Leading into Christmas, it has become apparent that we won’t be able to return to our lovely home in SMA, certainly not for New Year’s Eve, which was the plan. And maybe for all of January. Or possibly the whole winter!

We console ourselves with the prospect of a mild winter and plenty of warm mulled red wine.

But we do miss SMA terribly, so I thought it be a fun, if wistful idea, to post a photo heavy piece about all the things we love about our second city.

First and foremost, our beautiful home:  located only 6 minutes from the Jardin (more about that later) and 2 minutes from our favourite coffee shop.  La Mesa Grande (means large table) is owned by a beautiful young Canadian woman and her Mexican husband, and is a popular hangout for ex-pats who salivate at the sight of their baguettes and sticky cinnamon  buns.  Some Canadian icons do travel well.

Our home has plenty of comfortable places to relax, and enjoy a fire, a glass of wine, and watch the sunset, with birds darting in and out of the flowering vines.


Our amigos are another reason that we  want to return.    Back in Canada, we are geographically dispersed, but in SMA, our Canadian friends are just a short walk or an inexpensive cab ride away from each other.   And when you throw in the Texans and a few Mexicans, it can make for really interesting conversation over yet another round of drinks or a fabulous dinner. They are an excellent group of like minded folks, that just love to dine and enjoy:  everything seems lighter and more lovely under the Mexican sun


Good food in & out.  San Miguel is rapidly becoming one of the best places to dine in Mexico. There has been a flurry of high end restaurant openings, like Zumo. http://www.zumosma.com  It opened in 2015, with a brilliant European chef who creates inventive and delicious 5 or 7 course menus, all served with a stunning city view.  And their sommelier has a wicked way with cocktails.
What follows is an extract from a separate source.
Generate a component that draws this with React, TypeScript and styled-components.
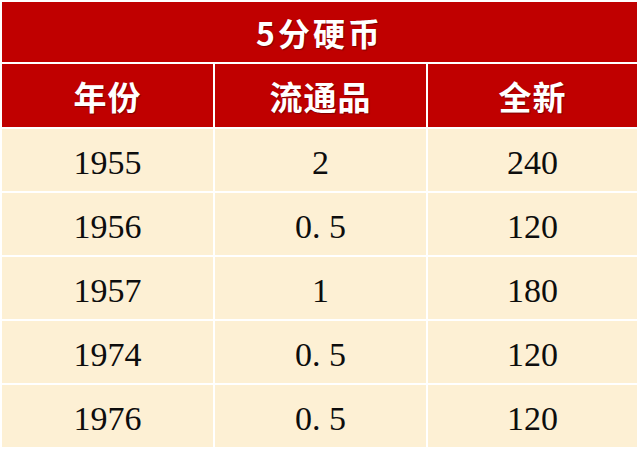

High end restaurants like Zumo, Aperi and our perennial favourite, The Restaurant, are definitely more expensive than  the average place in SMA.   But our food expert friends, “Don Day” and his lovely wife (an excellent cook herself) are convinced that these “blow out” meals can be enjoyed for 50% -75% less than a comparable 4-5 star meal in Toronto. And, in San Miguel, a really good meal for 2, inclusive of 2 glasses of wine and tip can be had for less than the cost of  a couple of cheese burgers and beers in a Toronto pub.

It is almost easier and less expensive to eat out than eat in. And we know some folks that do just that.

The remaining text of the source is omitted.